Przybliżyć sylwetkę Żeromskiego – borykającego się z rygorem i bezsensem rosyjskiego szkolnictwa, walczącego z biedą, patrioty w sensie ogólnym (troska o ojczyznę) i lokalnym (mieszkańca Kielecczyzny).
Kogo jeszcze możesz wybrać?
- Brunona Schulza i jego prozę (Sklepy cynamonowe). To wyzwanie dla ambitnych. Uważaj, by nie wpaść w sidła własnych aspiracji i nie zaplątać się w tym Schulzowym labiryncie krętych uliczek z pół jawy i pół snu, sklepów cynamonowych i niezwykłych cudów. Niektórzy nauczyciele też boją się Schulza, bo to proza trudna, często niezrozumiała, więc jeśli nie jesteś pewien swojej wiedzy, wybierz coś innego.

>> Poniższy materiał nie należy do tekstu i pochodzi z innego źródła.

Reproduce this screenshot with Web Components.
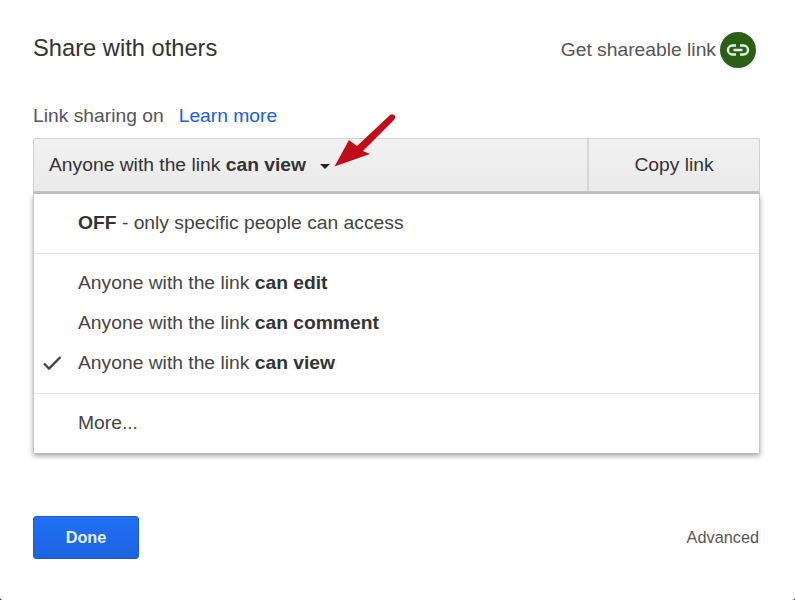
<!DOCTYPE html>
<html><head><meta charset="utf-8"><title>Share with others</title>
<style>
html,body{margin:0;padding:0;height:600px;overflow:hidden;background:#fff}
</style></head><body>
<share-dialog></share-dialog>
<template id="t-dialog">
<style>
:host{display:block;width:795px;height:600px;background:#333;font-family:"Liberation Sans",Arial,sans-serif;color:#333}
.d{box-sizing:border-box;height:600px;background:#fff;border-radius:0 0 3px 3px;padding:35px 35px 41px 33px;display:flex;flex-direction:column;position:relative}
.head{display:flex;justify-content:space-between;align-items:flex-start;height:69px}
h1{margin:-1px 0 0;font-weight:400;font-size:23.7px;line-height:28px;color:#333}
.get{display:flex;align-items:center;gap:4px;font-size:19.27px;color:#555;margin-top:-3px;margin-right:4px}
.line{font-size:19.27px;line-height:24px;color:#555;display:flex;gap:15px}
.line a{color:#1a5fdc;text-decoration:none}
.bar{margin-top:10px;display:flex;height:56px;box-sizing:border-box;border:1px solid #d0d0d0;border-bottom:3px solid #c4c4c4;background:linear-gradient(#f1f1f1,#eaeaea);border-radius:2px 2px 0 0}
.sel{flex:1;display:flex;align-items:center;padding-left:15px;font-size:19.27px;color:#333;border-right:2px solid #d6d6d6}
.caret{width:0;height:0;border:5px solid transparent;border-top:5px solid #222;border-bottom:0;margin-left:14px;margin-top:3px}
.copy{width:170px;display:flex;align-items:center;justify-content:center;font-size:19.27px;color:#333}
b{font-weight:700}
.foot{margin-top:auto;display:flex;justify-content:space-between;align-items:center;margin-right:1px}
.adv{font-size:16.3px;color:#555}
.arrow{position:absolute;left:330px;top:110px}
</style>
<div class="d">
  <div class="head"><h1>Share with others</h1><div class="get"><span>Get shareable link</span><link-badge></link-badge></div></div>
  <div class="line"><span>Link sharing on</span><a>Learn more</a></div>
  <div class="bar"><div class="sel"><span>Anyone with the link <b>can view</b></span><i class="caret"></i></div><div class="copy">Copy link</div></div>
  <share-menu></share-menu>
  <div class="foot"><done-button></done-button><span class="adv">Advanced</span></div>
  <svg class="arrow" width="70" height="60" viewBox="0 0 70 60"><path d="M4.500 56.500 L19 30 L27 36 L60 5 Q63 3 65 6 Q66 8 63 11 L33 41 L40 44 Z" fill="#c00d1a"/></svg>
</div>
</template>
<template id="t-badge">
<style>:host{display:block;width:36px;height:36px}svg{display:block}</style>
<svg width="36" height="36" viewBox="0 0 36 36"><circle cx="18" cy="18" r="18" fill="#2a5f16"/><path d="M16 13.500h-3.500a4.500 4.500 0 0 0 0 9H16M20 13.500h3.500a4.500 4.500 0 0 1 0 9H20M13.500 18h9" fill="none" stroke="#e8efe4" stroke-width="2.400"/></svg>
</template>
<template id="t-menu">
<style>
:host{display:block;background:#fff;border:1px solid #c8c8c8;border-top:0;border-bottom:0;box-shadow:0 3px 5px rgba(0,0,0,.35);font-size:19.27px;color:#444}
section{padding:9px 0 10px;border-bottom:1px solid #e4e4e4}
section:first-child{padding-bottom:9px}
section:last-child{border-bottom:0}
</style>
<section><menu-row><b>OFF</b> - only specific people can access</menu-row></section>
<section><menu-row>Anyone with the link <b>can edit</b></menu-row><menu-row>Anyone with the link <b>can comment</b></menu-row><menu-row checked>Anyone with the link <b>can view</b></menu-row></section>
<section><menu-row>More...</menu-row></section>
</template>
<template id="t-row">
<style>
:host{display:flex;align-items:center;height:40px;padding-left:44px;position:relative}
svg{position:absolute;left:8px;top:12px;display:none}
:host([checked]) svg{display:block}
::slotted(b){font-weight:700;color:#333}
</style>
<svg width="20" height="16" viewBox="0 0 20 16"><path d="M2 8.500l5 5L18.500 2" fill="none" stroke="#444" stroke-width="2.400"/></svg><span><slot></slot></span>
</template>
<template id="t-done">
<style>
:host{display:flex;align-items:center;justify-content:center;box-sizing:border-box;width:106px;height:43px;background:linear-gradient(#2170f5,#1b63e0);border:1px solid #1a5bd0;border-radius:3px;color:#e8f0ff;font-weight:700;font-size:16.3px}
</style><span>Done</span>
</template>
<script>
const def=(n,id)=>customElements.define(n,class extends HTMLElement{constructor(){super();this.attachShadow({mode:"open"}).appendChild(document.getElementById(id).content.cloneNode(true))}});
def("link-badge","t-badge");def("menu-row","t-row");def("share-menu","t-menu");def("done-button","t-done");def("share-dialog","t-dialog");
</script>
</body></html>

- Witolda Gombrowicza i jego Ferdydurke. Przestrogi – trochę podobne do powyższych. Jeśli chcesz zademonstrować swą niechęć do tradycji (a zwłaszcza do szkoły), lepiej się powstrzymaj. Ustna matura nie jest najlepszym do tego miejscem. Chyba że naprawdę jesteś przekonany, że Gombrowicz wielkim pisarzem był (a był!).
- Zofię Nałkowską i Granicę – rozwiń temat tytułowej granicy, którą można zinterpretować na wiele różnych sposobów.
- Marię Dąbrowską i Noce i dnie – jeśli lubisz powieści rzeki, będzie to dobry wybór. Ale nie rozgaduj się o treści całej powieści, bo szanowna komisja zaśnie, słuchając długich wywodów.
- Marię Kuncewiczową i Cudzoziemkę – jeśli lubisz wnikliwe analizy psychologiczne, fascynujesz się sferami podświadomości, zastanawiasz się nad źródłami kompleksów.